According to Merriam-Webster, the word "spooky" is defined as, "relating to, resembling or suggesting spooks." A further break-down of "spook" gives way to the meaning, "ghost, specter" or "an undercover agent: spy." But the Dutch word describing apparitions, which first came into use around the 19th century, took on a more sinister meaning around World War II, when white American soldiers started referring to their Black counterparts as "spooks."

Originally, pilots of the Tuskegee Institute—derived of the first Black military aviators in the U.S. Army Air Corps—were called the "Spookwaffe"—a play on the German term "waffe," which means weapon or gun.
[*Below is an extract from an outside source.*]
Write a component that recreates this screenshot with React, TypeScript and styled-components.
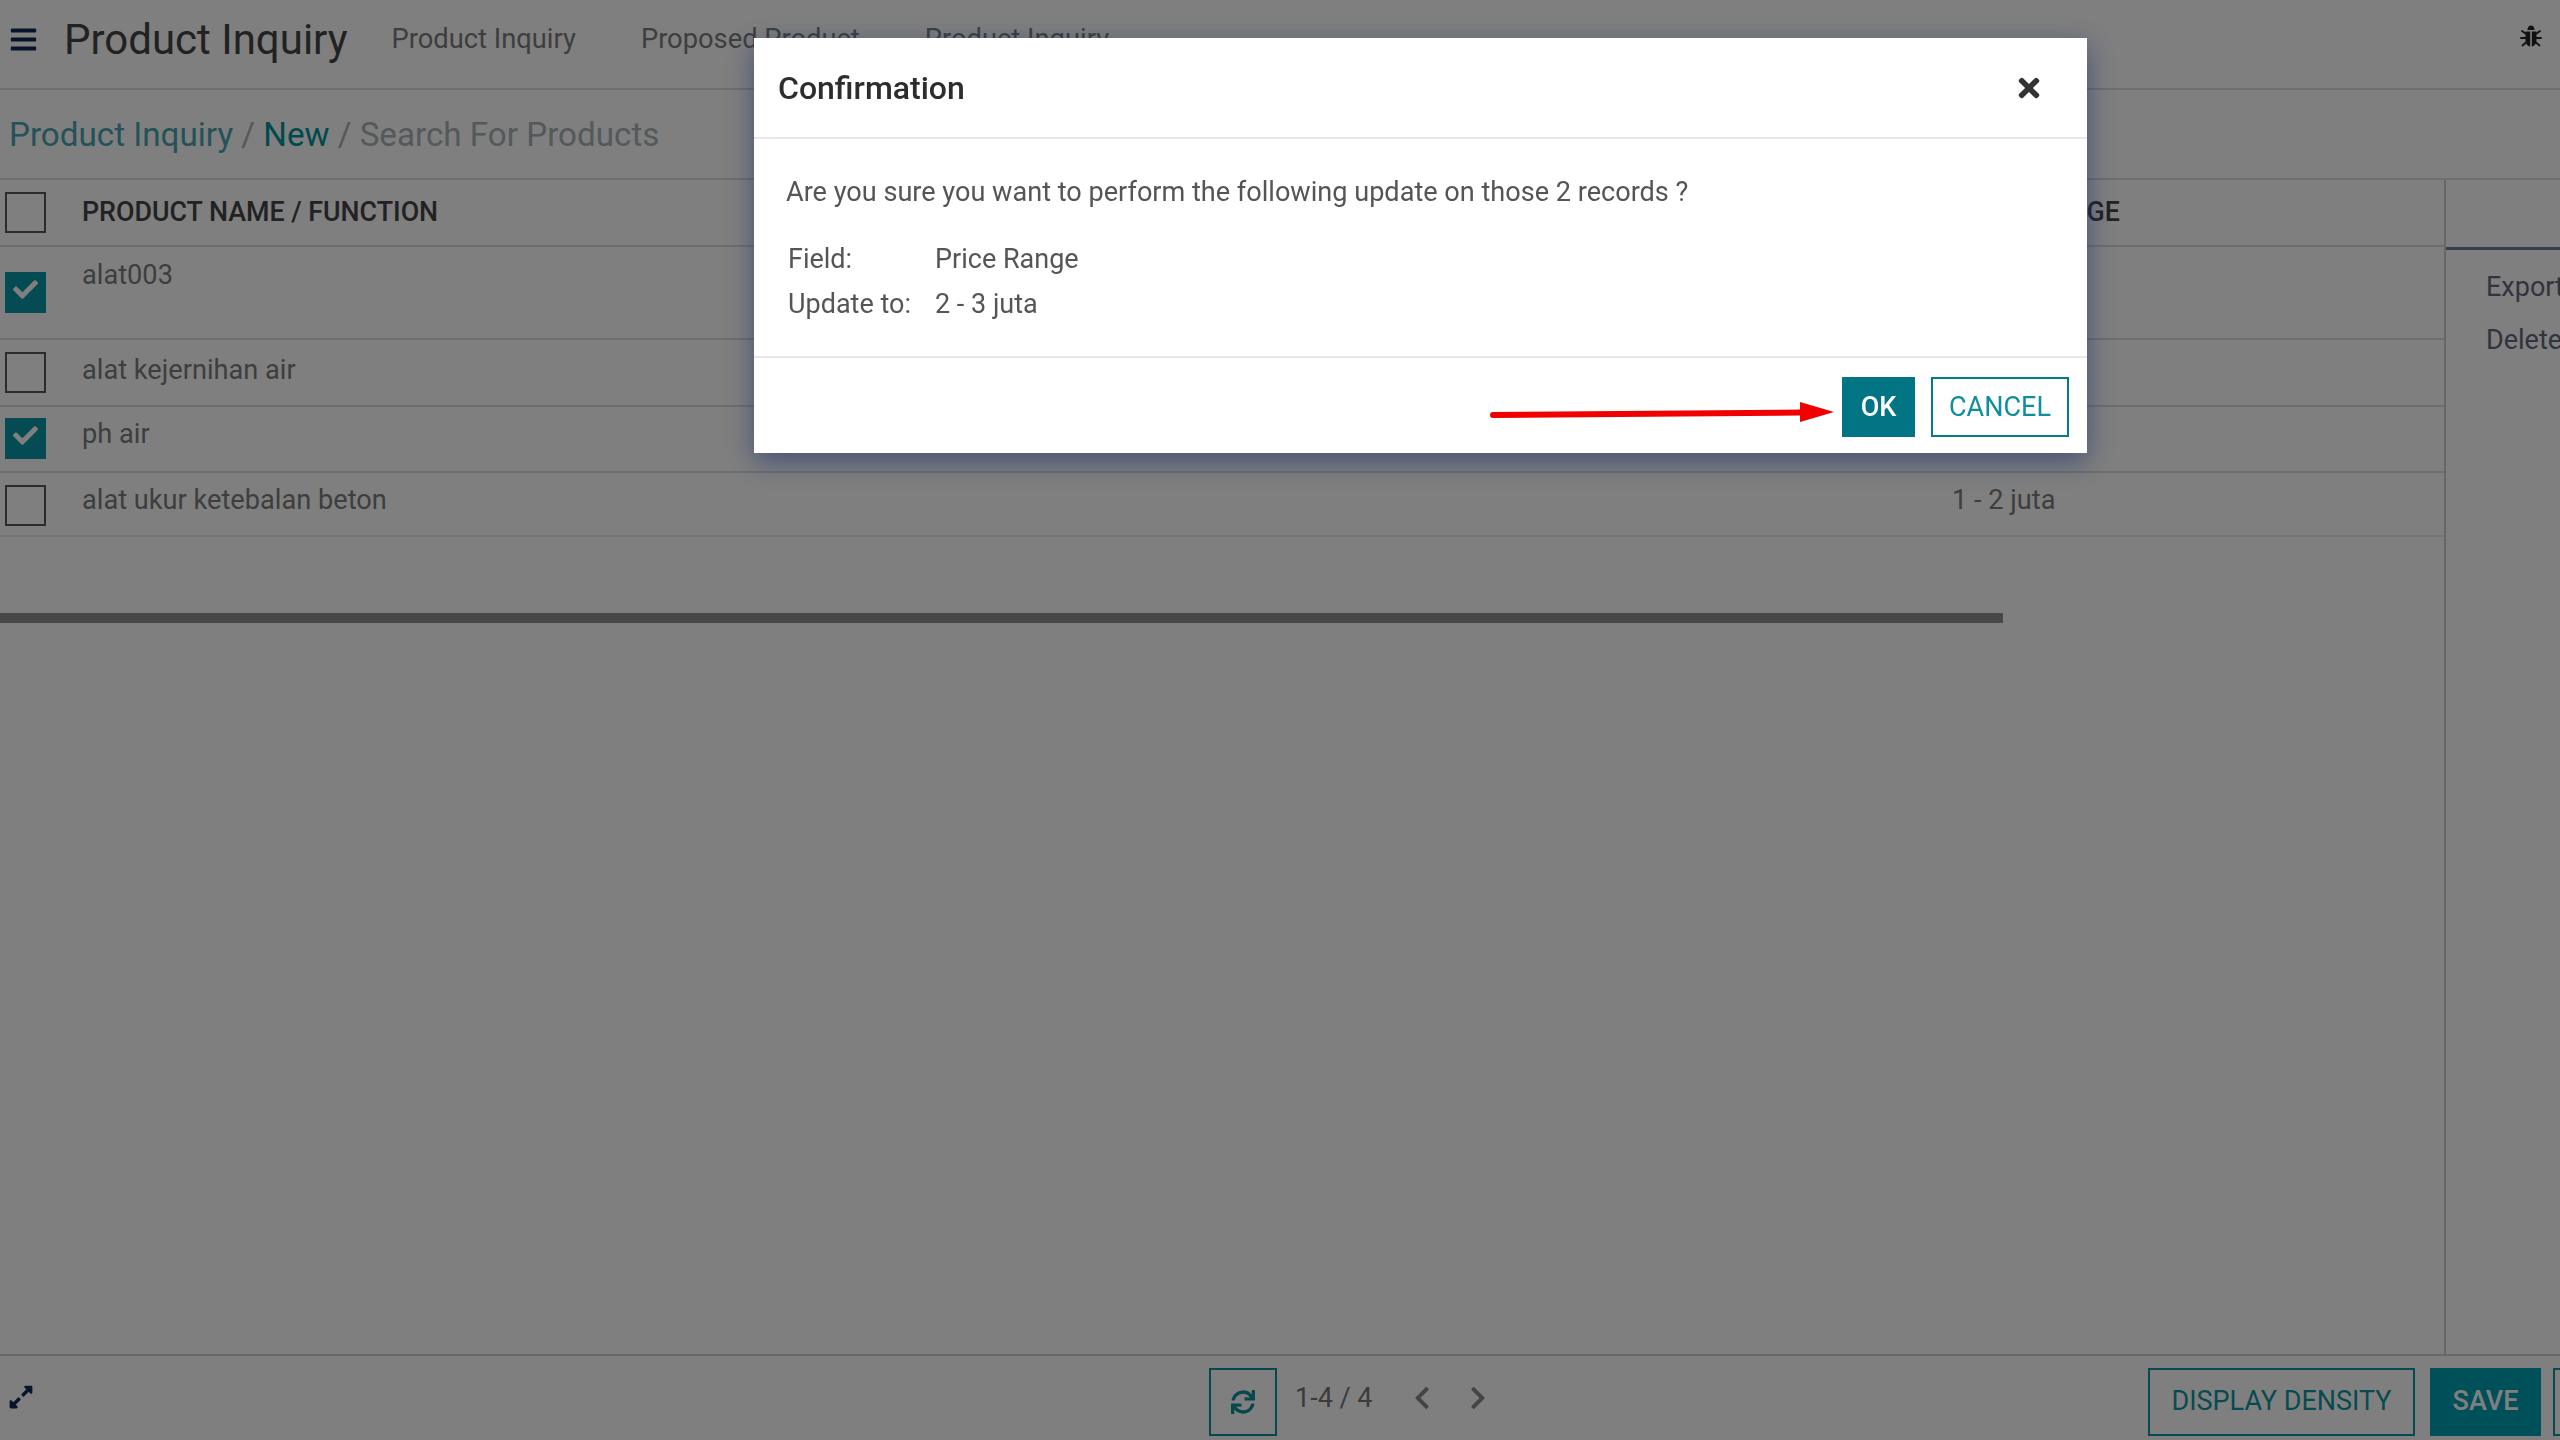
import React from "react";
import styled, { createGlobalStyle } from "styled-components";
import { FaBars, FaCheck, FaChevronLeft, FaChevronRight, FaExpandAlt, FaSync, FaTimes } from "react-icons/fa";

const Global = createGlobalStyle`
  html, body { margin: 0; padding: 0; width: 2560px; height: 1440px; overflow: hidden; background: #fff; }
  * { box-sizing: border-box; }
  body { font-family: Roboto, "Liberation Sans", sans-serif; color: #777; }
`;

const Page = styled.div`
  width: 2560px;
  height: 1440px;
  display: flex;
  flex-direction: column;
  overflow: hidden;
`;

const TopBar = styled.header`
  height: 90px;
  flex: none;
  display: flex;
  align-items: center;
  padding: 0 18px 10px 9px;
  border-bottom: 2px solid #dcdcdc;
  color: #7c7c7c;
`;

const Burger = styled(FaBars)`
  width: 29px;
  height: 29px;
  color: #0c2a55;
  flex: none;
`;

const AppTitle = styled.h1`
  margin: 0 44px 0 26px;
  font-size: 42px;
  font-weight: 400;
  color: #444;
  white-space: nowrap;
`;

const MenuItem = styled.span`
  font-size: 27.3px;
  margin-right: 65px;
  white-space: nowrap;
`;

const Bug = styled.svg`
  width: 22px;
  height: 24px;
  margin: 0 0 6px auto;
  flex: none;
  color: #222;
`;

const Breadcrumb = styled.nav`
  height: 90px;
  flex: none;
  display: flex;
  align-items: center;
  padding: 0 0 0 9px;
  font-size: 33.2px;
  color: #a8b2b6;
  white-space: pre;
  border-bottom: 2px solid #dcdcdc;
`;

const Crumb = styled.span<{ $strong?: boolean }>`
  color: ${(p) => (p.$strong ? "#00949c" : "#4aa5b0")};
`;

const Content = styled.div`
  flex: 1;
  min-height: 0;
  display: flex;
`;

const ListArea = styled.main`
  width: 2444px;
  flex: none;
  overflow: hidden;
`;

const Row = styled.div<{ $h: number; $faint?: boolean }>`
  height: ${(p) => p.$h}px;
  display: grid;
  grid-template-columns: 82px 1870px 1fr;
  border-bottom: 2px solid ${(p) => (p.$faint ? "#ececec" : "#dcdcdc")};
`;

const CheckCell = styled.div<{ $top: number }>`
  padding: ${(p) => p.$top}px 0 0 5px;
`;

const Box = styled.div<{ $on?: boolean }>`
  width: 41px;
  height: 41px;
  display: flex;
  align-items: center;
  justify-content: center;
  border: 2px solid ${(p) => (p.$on ? "#0a97a6" : "#585858")};
  background: ${(p) => (p.$on ? "#0a97a6" : "transparent")};
  color: #fff;
  svg {
    width: 25px;
    height: 25px;
    margin-top: -6px;
  }
`;

const HeadText = styled.div`
  font-size: 26.8px;
  font-weight: 500;
  line-height: 32px;
  padding-top: 16px;
  color: #444;
  white-space: nowrap;
`;

const CellText = styled.div<{ $top: number }>`
  font-size: 27.2px;
  line-height: 36px;
  padding-top: ${(p) => p.$top}px;
  color: #7c7c7c;
  white-space: nowrap;
`;

const ScrollTrack = styled.div`
  width: 2003px;
  height: 10px;
  margin-top: 76px;
  background: #8e8e8e;
`;

const Sidebar = styled.aside`
  flex: 1;
  min-width: 0;
  overflow: hidden;
  border-left: 2px solid #cfcfcf;
`;

const SideTab = styled.div`
  height: 70px;
  border-bottom: 3px solid #6b7f9c;
`;

const SideActions = styled.div`
  padding: 11px 0 0 40px;
`;

const SideAction = styled.div`
  font-size: 27px;
  line-height: 53px;
  color: #66667a;
  white-space: nowrap;
`;

const Footer = styled.footer`
  height: 86px;
  flex: none;
  display: flex;
  align-items: flex-start;
  padding: 12px 0 0 8px;
  border-top: 2px solid #d0d0d0;
  overflow: hidden;
`;

const Expand = styled(FaExpandAlt)`
  width: 26px;
  height: 26px;
  margin-top: 16px;
  color: #0c2a55;
  flex: none;
`;

const Refresh = styled.div`
  width: 68px;
  height: 68px;
  margin-left: 1175px;
  flex: none;
  display: flex;
  align-items: center;
  justify-content: center;
  border: 2px solid #0f8f9c;
  color: #0f8f9c;
  svg {
    width: 24px;
    height: 24px;
  }
`;

const Pager = styled.span`
  margin: 14px 0 0 18px;
  width: 119px;
  flex: none;
  font-size: 27px;
  line-height: 32px;
  color: #777;
  white-space: nowrap;
`;

const Chevron = styled.span<{ $gap: number }>`
  margin: 17px 0 0 ${(p) => p.$gap}px;
  width: 16px;
  height: 26px;
  flex: none;
  color: #8a8a8a;
  svg {
    display: block;
    width: 16px;
    height: 26px;
  }
`;

const OutlineButton = styled.div<{ $w: number; $gap: number }>`
  width: ${(p) => p.$w}px;
  height: 68px;
  margin-left: ${(p) => p.$gap}px;
  flex: none;
  display: flex;
  align-items: center;
  justify-content: center;
  padding-bottom: 2px;
  border: 2px solid #0f97a5;
  color: #0f97a5;
  font-size: 27px;
  white-space: nowrap;
`;

const SolidButton = styled.div`
  width: 111px;
  height: 68px;
  margin-left: 15px;
  flex: none;
  display: flex;
  align-items: center;
  justify-content: center;
  padding-bottom: 2px;
  background: #00a0b5;
  color: #fff;
  font-size: 27px;
  font-weight: 500;
`;

const Backdrop = styled.div`
  position: fixed;
  inset: 0;
  background: rgba(0, 0, 0, 0.5);
  padding: 38px 0 0 754px;
`;

const Modal = styled.section`
  position: relative;
  width: 1333px;
  height: 415px;
  display: flex;
  flex-direction: column;
  background: #fff;
  box-shadow: 0 8px 26px rgba(30, 50, 110, 0.6);
`;

const ModalHead = styled.div`
  height: 101px;
  flex: none;
  display: flex;
  align-items: center;
  justify-content: space-between;
  padding: 0 43px 0 24px;
  border-bottom: 2px solid #e8e8e8;
`;

const ModalTitle = styled.h2`
  margin: 0;
  font-size: 32px;
  font-weight: 500;
  color: #2d2d2d;
`;

const CloseIcon = styled(FaTimes)`
  width: 30px;
  height: 30px;
  color: #333;
`;

const ModalBody = styled.div`
  height: 219px;
  flex: none;
  padding: 33px 0 0 32px;
  border-bottom: 2px solid #e8e8e8;
`;

const Question = styled.p`
  margin: 0;
  font-size: 27.1px;
  line-height: 40px;
  color: #555;
`;

const Fields = styled.div`
  display: grid;
  grid-template-columns: 147px 1fr;
  grid-auto-rows: 45px;
  align-items: center;
  margin: 24px 0 0 2px;
  font-size: 27px;
  color: #555;
`;

const ModalFoot = styled.div`
  flex: 1;
  display: flex;
  align-items: flex-start;
  justify-content: flex-end;
  gap: 16px;
  padding: 19px 18px 0 0;
`;

const OkButton = styled.div`
  width: 73px;
  height: 60px;
  display: flex;
  align-items: center;
  justify-content: center;
  background: #017583;
  color: #fff;
  font-size: 27px;
  font-weight: 500;
`;

const CancelButton = styled.div`
  width: 138px;
  height: 60px;
  display: flex;
  align-items: center;
  justify-content: center;
  border: 2px solid #017e8a;
  color: #0e8f9b;
  font-size: 27px;
`;

const Arrow = styled.svg`
  position: absolute;
  left: 736px;
  top: 362px;
  width: 344px;
  height: 24px;
`;

const rows = [
  { name: "alat003", price: "", on: true, h: 93, cbTop: 25, textTop: 10 },
  { name: "alat kejernihan air", price: "", on: false, h: 67, cbTop: 12, textTop: 12 },
  { name: "ph air", price: "", on: true, h: 66, cbTop: 11, textTop: 9 },
  { name: "alat ukur ketebalan beton", price: "1 - 2 juta", on: false, h: 64, cbTop: 12, textTop: 9 },
];

export default function App() {
  return (
    <>
      <Global />
      <Page>
        <TopBar>
          <Burger />
          <AppTitle>Product Inquiry</AppTitle>
          <MenuItem>Product Inquiry</MenuItem>
          <MenuItem>Proposed Product</MenuItem>
          <MenuItem>Product Inquiry</MenuItem>
          <Bug viewBox="0 0 22 24">
            <path d="M7.5 6 C7.5 3 9 1.5 11 1.5 C13 1.5 14.500 3 14.500 6 Z" fill="currentColor" />
            <path d="M5.500 7.500 H10.200 V22.500 C7.500 22 5.500 19.500 5.500 16 Z M11.800 7.500 H16.500 V16 C16.500 19.500 14.500 22 11.800 22.500 Z" fill="currentColor" />
            <path d="M5.500 9.500 L2 7 M16.500 9.500 L20 7 M5.500 14 H1 M16.500 14 H21 M6 18.500 L2.500 21.500 M16 18.500 L19.500 21.500" stroke="currentColor" strokeWidth="1.800" strokeLinecap="round" fill="none" />
          </Bug>
        </TopBar>
        <Breadcrumb>
          <Crumb>Product Inquiry</Crumb> / <Crumb $strong>New</Crumb> / Search For Products
        </Breadcrumb>
        <Content>
          <ListArea>
            <Row $h={67}>
              <CheckCell $top={12}>
                <Box />
              </CheckCell>
              <HeadText>PRODUCT NAME / FUNCTION</HeadText>
              <HeadText>PRICE RANGE</HeadText>
            </Row>
            {rows.map((r, i) => (
              <Row key={r.name} $h={r.h} $faint={i === rows.length - 1}>
                <CheckCell $top={r.cbTop}>
                  <Box $on={r.on}>{r.on && <FaCheck />}</Box>
                </CheckCell>
                <CellText $top={r.textTop}>{r.name}</CellText>
                <CellText $top={r.textTop}>{r.price}</CellText>
              </Row>
            ))}
            <ScrollTrack />
          </ListArea>
          <Sidebar>
            <SideTab />
            <SideActions>
              <SideAction>Export</SideAction>
              <SideAction>Delete</SideAction>
            </SideActions>
          </Sidebar>
        </Content>
        <Footer>
          <Expand />
          <Refresh>
            <FaSync />
          </Refresh>
          <Pager>1-4 / 4</Pager>
          <Chevron $gap={0}>
            <FaChevronLeft />
          </Chevron>
          <Chevron $gap={40}>
            <FaChevronRight />
          </Chevron>
          <OutlineButton $w={267} $gap={662}>DISPLAY DENSITY</OutlineButton>
          <SolidButton>SAVE</SolidButton>
          <OutlineButton $w={60} $gap={12} />
        </Footer>
      </Page>
      <Backdrop>
        <Modal>
          <ModalHead>
            <ModalTitle>Confirmation</ModalTitle>
            <CloseIcon />
          </ModalHead>
          <ModalBody>
            <Question>Are you sure you want to perform the following update on those 2 records ?</Question>
            <Fields>
              <span>Field:</span>
              <span>Price Range</span>
              <span>Update to:</span>
              <span>2 - 3 juta</span>
            </Fields>
          </ModalBody>
          <ModalFoot>
            <OkButton>OK</OkButton>
            <CancelButton>CANCEL</CancelButton>
          </ModalFoot>
          <Arrow viewBox="0 0 344 24">
            <path d="M3 15 L312 12.5" stroke="#f00000" strokeWidth="6" strokeLinecap="round" fill="none" />
            <path d="M310 2 L344 12 L310 22 Z" fill="#f00000" />
          </Arrow>
        </Modal>
      </Backdrop>
    </>
  );
}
When airmen returned from their posts with the nickname, white Americans caught wind of the name and began linking the term "spook" to blackness, thus resulting in the word transitioning into a racial slur and its derogatory use.

Author Sam Greenlee did attempt to revive the word's initial definition with his 1969 book The Spook Who Sat By the Door, which was later turned into a feature film in 1973. The plot follows the fictional story of the first Black CIA agent Lawrence Cook, and the reference of the word "spook" serves as a reference to the fact that he is a spy, although the term is also used in a racially offensive way by those who Lawrence encounters throughout the book and movie.

Over the years, people have increasingly used the word to describe moments of feeling frightened. However, there have been times when organizations and individuals have come under fire for using the word.

The Meaning of 'Spooky'
Halloween items for sale at a home improvement retailer store in Alhambra, California on September 9, 2020. FREDERIC J. BROWN/AFP via Getty Images

Back in 2018, an elementary school in North Carolina came under fire when a student came home with new vocabulary words to memorize—"spook" and "gook," the latter of which is an offensive term to people of East and Southeast Asian descent. That same year, the Houston Museum of Natural Science had to issue an apology to its members after a mass email was sent with the subject line: "Party With Spooks."

Even Target has faced backlash for using the word. The retailer was forced to remove a toy dubbed "Spook Drop Parachuters" from its shelves and inventory after people complained of its racist meaning in 2010.